San Francisco State University urban-studies professor Raquel Pinderhughes acknowledges that "employers describe basic work skills of being responsible, being on time, having good communications skills, etc. as the most critical skills for the green jobs they offer" in 22 sectors — including bus drivers and mechanics, landscapers, agricultural, construction and manufacturing workers, recyclers and maintenance people.

But these jobs are mostly low-paying manual labor that Pinderhuges admits "do not require high levels of education." And if Congress passes Obama’s job-killing cap-and-trade legislation, "green" will mean "poor" for millions more Americans.

But not everybody is drinking the green Kool-Aid.

Based on Spain’s disastrous experience with cap-and-trade over the last eight years, Dr. Gabriel Calzada, economics professor at Juan Carlos University in Madrid, estimates that "the U.S. should expect a loss of ... about nine jobs lost for every four created, to which we have to add those jobs that non-subsidized investments with the same resources would have created."

So if Obama’s proposals generate 5 million new green jobs, they would come at the expense of more than
11 million American workers who will lose theirs.

"Green jobs produce expensive, unreliable, uncompetitive energy," Institute for Energy Research President Thomas Pyle said in response to Rep.
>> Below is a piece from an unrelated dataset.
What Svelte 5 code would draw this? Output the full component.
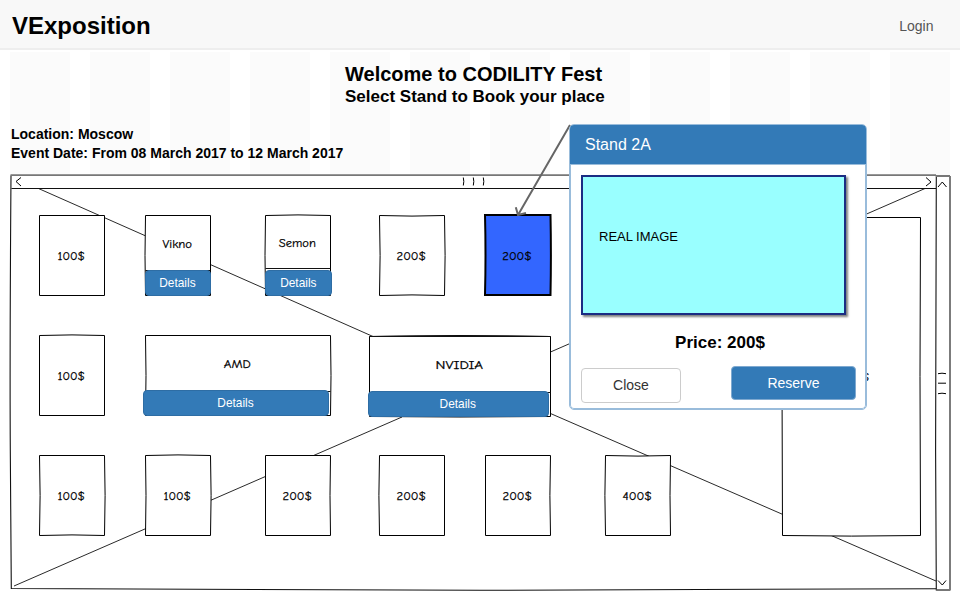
<script>
  // Page offset of the floor plan; stand coordinates are in page units.
  const top = 170;
  // bow: outward bulge of the top, right, bottom and left edges
  const stands = [
    { x: 39.5, y: 215.5, w: 65, h: 80, label: '100$', tw: 27.5, bow: [0, 0, 0, 0] },
    { x: 145.5, y: 215.5, w: 65, h: 80, label: 'Vikno', tw: 29.5, ty: 243.5, fold: 270.5, bow: [0, 0, 0, 0.5], details: [144.7, 66, 269.5] },
    { x: 265.5, y: 215.5, w: 65, h: 80, label: 'Semon', tw: 37, ty: 242.5, fold: 268.5, bow: [0.6, 0, 0, 0.5], details: [265.4, 66.4, 269.5] },
    { x: 379.5, y: 215.5, w: 65, h: 80, label: '200$', tw: 29.5, bow: [-0.6, 0.6, -0.6, -0.6] },
    { x: 485, y: 215, w: 65.5, h: 80, label: '200$', tw: 29.5, bow: [0, 0.4, 0, -0.5], selected: true },
    { x: 39.5, y: 335.5, w: 65, h: 80, label: '100$', tw: 27.5, bow: [0.6, 0, 0, 0] },
    { x: 145.5, y: 335.5, w: 185, h: 80, label: 'AMD', tw: 27, ty: 363.5, fold: 391.5, bow: [0, 0.5, 0, -0.5], details: [142.5, 186.5, 389.5] },
    { x: 369.5, y: 336.5, w: 181, h: 80, label: 'NVIDIA', tw: 47.5, ty: 364.5, fold: 392.5, bow: [1, 0, 0.5, 0], details: [367.5, 181, 390.5], doubled: true },
    { x: 39.5, y: 455.5, w: 65, h: 80, label: '100$', tw: 27.5, bow: [0, 0.6, -0.6, -0.6] },
    { x: 145.5, y: 455.5, w: 65, h: 80, label: '100$', tw: 27.5, bow: [0.6, 0.6, 0, -0.5] },
    { x: 265.5, y: 455.5, w: 65, h: 80, label: '200$', tw: 29.5, bow: [0, -0.5, 0, 0] },
    { x: 379.5, y: 455.5, w: 65, h: 80, label: '200$', tw: 29.5, bow: [0, 0, 0, 0.6] },
    { x: 485.5, y: 455.5, w: 65, h: 80, label: '200$', tw: 29.5, bow: [0, -0.6, 0, 0] },
    { x: 605.5, y: 455.5, w: 65, h: 80, label: '400$', tw: 29.5, bow: [-0.6, -0.5, 0, 0.6] },
    { x: 782.5, y: 217.5, w: 138, h: 318, label: '1000$', tw: 37.5, bow: [0, -0.5, 0.6, 0.5] }
  ];

  function outline({ x, y, w, h, bow: [t, r, b, l] }) {
    const x2 = x + w, y2 = y + h, cx = x + w / 2, cy = y + h / 2;
    return `M${x} ${y}Q${cx} ${y - 2 * t} ${x2} ${y}Q${x2 + 2 * r} ${cy} ${x2} ${y2}` +
      `Q${cx} ${y2 + 2 * b} ${x} ${y2}Q${x - 2 * l} ${cy} ${x} ${y}Z`;
  }
</script>

<div class="page">
  <header>
    <h1>VExposition</h1>
    <a class="login" href="#login">Login</a>
  </header>

  <main>
    <div class="intro">
      <h2>Welcome to CODILITY Fest</h2>
      <h3>Select Stand to Book your place</h3>
      <p>Location: Moscow</p>
      <p>Event Date: From 08 March 2017 to 12 March 2017</p>
    </div>

    <section class="floor">
      <svg class="plan" width="960" height="430" viewBox="0 170 960 430">
        <path class="sheet" d="M10.5 175H950V590H10.5Z" />
        <g class="ink">
          <path d="M11 175.5Q9.7 350 10.3 450T11.3 588.5Q250 590.3 480 590.3T936 588.7" />
          <path d="M38.5 188.5L373 336.5M550.5 413.5L936 581M14 586L402 417M550.5 352L925 188.5" stroke-width="0.9" />
          <path d="M11.5 188.5H936" />
          <path d="M936.3 176Q935.2 380 935.6 450T936.3 590H950Q950.5 380 950 176" />
        </g>
        <path class="bar" d="M10.5 175.2H936M936 176H950M936.5 590H950" />
        <path class="thin" d="M21 177.5L16 181.5L21 186M926 177.5L931 182L926 186M938 187L942.3 182L946.5 187M938 580.5L942.3 585L946 580.5" />
        <path class="grip" d="M463.3 177.5Q464.3 181.5 463.3 185.5M473.3 177.5Q474.3 181.5 473.3 185.5M483.3 177.5Q484.3 181.5 483.3 185.5M938 373.7Q942 372.7 946 373.7M938 383.2H946M938 393.7Q942 392.7 946 393.7" />
        {#each stands as s}
          <path class="stand" class:selected={s.selected} d={outline(s)} />
          {#if s.fold}
            <path class="ink" d="M{s.x} {s.fold}H{s.x + s.w}" />
          {/if}
          {#if s.doubled}
            <path class="ink" d="M{s.x} {s.y}H{s.x + s.w}M{s.x} {s.y}Q{s.x + s.w / 2} {s.y - 1.6} {s.x + s.w} {s.y}" />
          {/if}
          <text x={s.x + s.w / 2 - 0.7} y={(s.ty ?? s.y + s.h / 2) + 4.8} textLength={s.tw} lengthAdjust="spacingAndGlyphs">{s.label}</text>
        {/each}
      </svg>

      {#each stands.filter((s) => s.details) as s}
        <button class="details" style="left:{s.details[0]}px;top:{s.details[2] - top}px;width:{s.details[1]}px">Details</button>
      {/each}

      <svg class="pointer" width="70" height="100" viewBox="505 120 70 100">
        <path d="M570 125L518 215M515.8 207.3L518 215L526 213" />
      </svg>

      <article class="popup">
        <div class="title">Stand 2A</div>
        <div class="body">
          <div class="image">REAL IMAGE</div>
          <strong>Price: 200$</strong>
          <div class="actions">
            <button class="close">Close</button>
            <button class="reserve">Reserve</button>
          </div>
        </div>
      </article>
    </section>
  </main>
</div>

<style>
  :global(body) { background: #fff; overflow: hidden; }
  .page {
    width: 960px;
    height: 600px;
    overflow: hidden;
    font-family: "Liberation Sans", Arial, sans-serif;
    color: #000;
  }
  h1, h2, h3, p { margin: 0; }
  button { font-family: inherit; padding: 0; box-sizing: border-box; }
  header {
    box-sizing: border-box;
    height: 50px;
    display: flex;
    align-items: center;
    justify-content: space-between;
    padding: 4px 26.5px 0 12px;
    background: #f8f8f8;
    border-bottom: 2px solid #eee;
  }
  h1 { font-size: 24px; line-height: 28px; }
  .login { font-size: 14px; color: #555; text-decoration: none; }
  main { padding-top: 2px; }
  .intro {
    box-sizing: border-box;
    height: 118px;
    margin: 0 10px;
    padding: 10px 0 0 1px;
    background: repeating-linear-gradient(90deg, #fbfbfb 0 60px, #fff 60px 80px);
  }
  h2 { font-size: 20px; line-height: 24px; padding-left: 334px; }
  h3 { font-size: 17px; line-height: 20px; padding: 1px 0 0 334px; }
  p { font-size: 14px; line-height: 19px; font-weight: bold; }
  h3 + p { margin-top: 18px; }
  .floor {
    position: relative;
    height: 430px;
    background: repeating-linear-gradient(90deg, #fff 0 10px, #fbfbfb 10px 70px, #fff 70px 80px) 0 0 / 960px 5px no-repeat;
  }
  .plan { display: block; }
  .sheet { fill: #fff; }
  .ink { fill: none; stroke: #111; stroke-width: 1.1; }
  .bar { fill: none; stroke: #777; stroke-width: 1.8; }
  .thin { fill: none; stroke: #000; stroke-width: 1; }
  .grip { fill: none; stroke: #000; stroke-width: 1; }
  .stand { fill: #fff; stroke: #000; stroke-width: 1; }
  .stand.selected { fill: #36f; stroke-width: 2; }
  text {
    font: 500 12.3px "Comic Sans MS", "Comic Neue", "Open Sans", sans-serif;
    text-anchor: middle;
    fill: #000;
    stroke: #000;
    stroke-width: 0.25px;
  }
  .details {
    position: absolute;
    height: 26.5px;
    border: 1px solid #2e6da4;
    border-radius: 4px;
    background: #337ab7;
    color: #fff;
    font-size: 11.9px;
    padding-right: 0.5px;
  }
  .pointer { position: absolute; left: 505px; top: -50px; }
  .pointer path { fill: none; stroke: #666; stroke-width: 2; }
  .popup {
    position: absolute;
    left: 569px;
    top: -46px;
    width: 298px;
    height: 286px;
    box-sizing: border-box;
    display: flex;
    flex-direction: column;
    border: 1px solid #99bcdb;
    border-radius: 5px;
    background: #fff;
    overflow: hidden;
  }
  .title {
    height: 39px;
    line-height: 39px;
    padding-left: 15px;
    background: #337ab7;
    border-bottom: 1px solid #99bcdb;
    color: #fff;
    font-size: 16px;
  }
  .body {
    flex: 1;
    display: flex;
    flex-direction: column;
    border: 1px solid #99bcdb;
    border-top: 0;
    border-radius: 0 0 4px 4px;
    padding: 10px 9px 0 10px;
  }
  .image {
    box-sizing: border-box;
    width: 265px;
    height: 140px;
    border: 2px solid #1b2c83;
    background: #9ff;
    box-shadow: 2px 2px 2px rgba(0, 0, 0, 0.5);
    padding-left: 16px;
    line-height: 119px;
    font-size: 13px;
  }
  strong { font-size: 17px; line-height: 20px; margin-top: 18px; padding-left: 3px; text-align: center; }
  .actions { display: flex; justify-content: space-between; align-items: flex-start; margin-top: 13px; }
  .actions button { font-size: 14px; border-radius: 4px; }
  .close { width: 100px; height: 35px; margin-top: 2px; padding-bottom: 2px; background: #fff; border: 1px solid #ccc; color: #333; }
  .reserve { width: 125px; height: 34px; background: #337ab7; border: 1px solid #7fa9d0; color: #fff; }
</style>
Henry Waxman’s green-jobs hearing last week.

The Heritage Foundation’s Center for Data Analysis estimates that cap-and-trade, which relies heavily on expensive and unproven technology, will cost the American economy $4.8 trillion by 2030. Massive increases in energy costs will drive up the price of everything and throw millions more people out of work.

The trade-off for having less green in our wallets? Five million back-breaking green jobs that will supposedly ward off a climate catastrophe that’s being challenged by a growing number of international scientists, including the British Antarctic Survey, which is expected to confirm in a soon-to-be-published paper that sea ice in the Southern Hemisphere has actually expanded over the last three decades.

At this point, beleaguered taxpayers should be seeing red.